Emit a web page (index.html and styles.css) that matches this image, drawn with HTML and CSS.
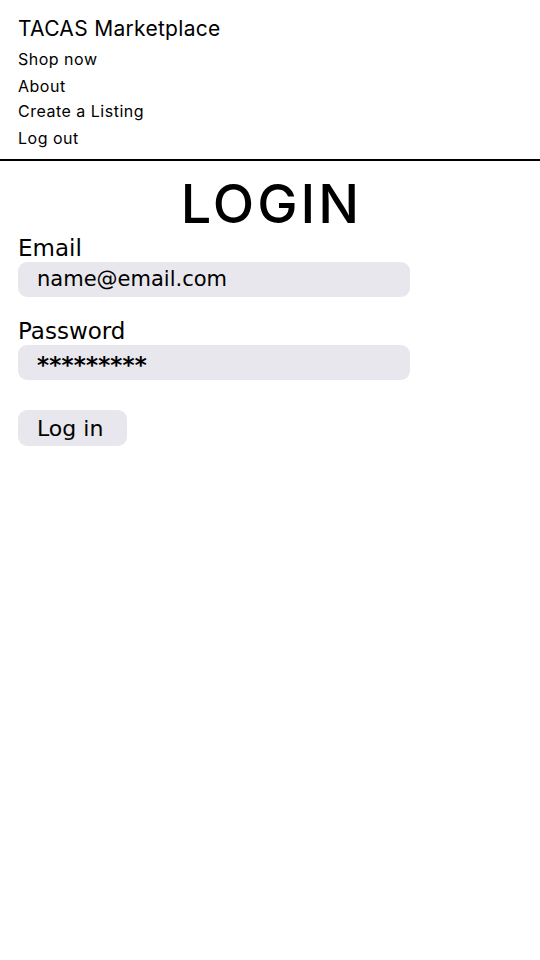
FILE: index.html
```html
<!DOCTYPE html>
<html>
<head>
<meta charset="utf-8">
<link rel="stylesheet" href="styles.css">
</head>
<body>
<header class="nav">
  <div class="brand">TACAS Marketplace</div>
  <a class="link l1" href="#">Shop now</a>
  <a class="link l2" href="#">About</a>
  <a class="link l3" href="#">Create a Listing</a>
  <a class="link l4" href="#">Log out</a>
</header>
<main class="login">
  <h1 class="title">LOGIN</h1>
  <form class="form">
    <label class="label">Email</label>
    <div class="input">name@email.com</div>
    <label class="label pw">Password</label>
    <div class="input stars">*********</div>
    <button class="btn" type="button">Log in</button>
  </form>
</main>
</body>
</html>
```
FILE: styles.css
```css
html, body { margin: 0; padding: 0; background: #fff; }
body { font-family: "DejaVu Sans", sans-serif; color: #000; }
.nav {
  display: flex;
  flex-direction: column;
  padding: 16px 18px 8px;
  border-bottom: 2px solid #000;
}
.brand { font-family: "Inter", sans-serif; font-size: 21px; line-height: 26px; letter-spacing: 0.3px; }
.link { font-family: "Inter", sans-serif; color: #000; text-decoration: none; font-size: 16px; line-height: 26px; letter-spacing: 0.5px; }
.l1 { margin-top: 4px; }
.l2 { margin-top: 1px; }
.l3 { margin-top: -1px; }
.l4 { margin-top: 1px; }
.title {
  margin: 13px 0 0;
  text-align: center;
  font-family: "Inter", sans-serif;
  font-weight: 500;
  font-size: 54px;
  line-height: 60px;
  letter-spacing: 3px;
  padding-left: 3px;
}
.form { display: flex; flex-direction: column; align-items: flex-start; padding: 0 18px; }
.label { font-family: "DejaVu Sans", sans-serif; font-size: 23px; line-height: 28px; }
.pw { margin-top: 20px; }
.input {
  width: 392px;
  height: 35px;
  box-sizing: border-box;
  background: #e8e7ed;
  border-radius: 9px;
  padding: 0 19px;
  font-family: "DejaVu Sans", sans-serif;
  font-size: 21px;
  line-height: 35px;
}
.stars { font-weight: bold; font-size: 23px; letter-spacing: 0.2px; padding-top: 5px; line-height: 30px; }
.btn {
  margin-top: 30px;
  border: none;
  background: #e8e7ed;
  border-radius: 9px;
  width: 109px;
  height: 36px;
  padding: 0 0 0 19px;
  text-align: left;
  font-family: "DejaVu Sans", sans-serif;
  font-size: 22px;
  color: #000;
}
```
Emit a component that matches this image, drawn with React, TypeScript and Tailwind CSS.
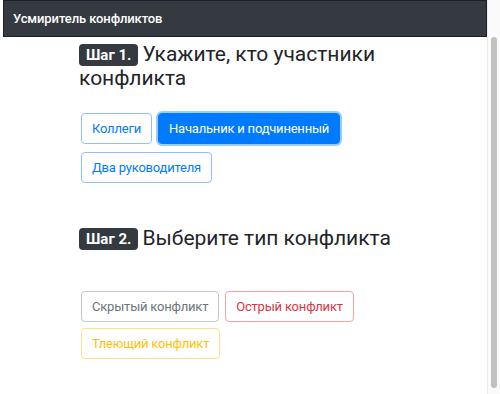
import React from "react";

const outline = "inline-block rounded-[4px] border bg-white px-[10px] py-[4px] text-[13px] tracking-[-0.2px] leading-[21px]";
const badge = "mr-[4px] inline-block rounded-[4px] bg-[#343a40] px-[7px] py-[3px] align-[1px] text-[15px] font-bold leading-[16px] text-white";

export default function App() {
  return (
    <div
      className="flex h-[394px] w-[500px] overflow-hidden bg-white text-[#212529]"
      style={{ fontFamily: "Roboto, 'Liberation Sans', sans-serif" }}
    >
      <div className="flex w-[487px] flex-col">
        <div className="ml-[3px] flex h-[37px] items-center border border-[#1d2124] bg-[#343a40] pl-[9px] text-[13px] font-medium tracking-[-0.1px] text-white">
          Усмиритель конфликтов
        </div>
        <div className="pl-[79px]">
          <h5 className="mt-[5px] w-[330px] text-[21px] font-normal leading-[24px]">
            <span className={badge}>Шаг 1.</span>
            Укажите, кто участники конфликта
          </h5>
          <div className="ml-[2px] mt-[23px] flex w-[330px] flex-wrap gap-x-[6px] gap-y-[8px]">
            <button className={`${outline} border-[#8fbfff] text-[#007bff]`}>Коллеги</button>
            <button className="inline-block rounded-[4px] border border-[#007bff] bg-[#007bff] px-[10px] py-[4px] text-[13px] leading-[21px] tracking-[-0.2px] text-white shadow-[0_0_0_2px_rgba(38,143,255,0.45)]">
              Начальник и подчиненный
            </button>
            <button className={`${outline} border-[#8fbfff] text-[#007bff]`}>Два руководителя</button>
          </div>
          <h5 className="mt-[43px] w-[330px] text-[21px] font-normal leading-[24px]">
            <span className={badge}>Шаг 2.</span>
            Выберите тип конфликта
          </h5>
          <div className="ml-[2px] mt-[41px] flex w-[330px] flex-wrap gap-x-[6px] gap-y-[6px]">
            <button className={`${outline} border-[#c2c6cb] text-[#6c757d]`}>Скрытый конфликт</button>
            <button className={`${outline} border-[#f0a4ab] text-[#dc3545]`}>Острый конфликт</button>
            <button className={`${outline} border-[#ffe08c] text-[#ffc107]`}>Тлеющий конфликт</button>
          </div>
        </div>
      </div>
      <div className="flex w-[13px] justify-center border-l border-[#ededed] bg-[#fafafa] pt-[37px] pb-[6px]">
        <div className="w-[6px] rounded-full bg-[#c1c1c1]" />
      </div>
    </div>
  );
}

◇ ◇ ◇

§ Task instructions
Without the pictures, give again only the lines beginning at the line that contains "Emit a component" and stopping after the line that contains "import React from", exactly as written.

§ Answer
Emit a component that matches this image, drawn with React, TypeScript and Tailwind CSS.
import React from "react";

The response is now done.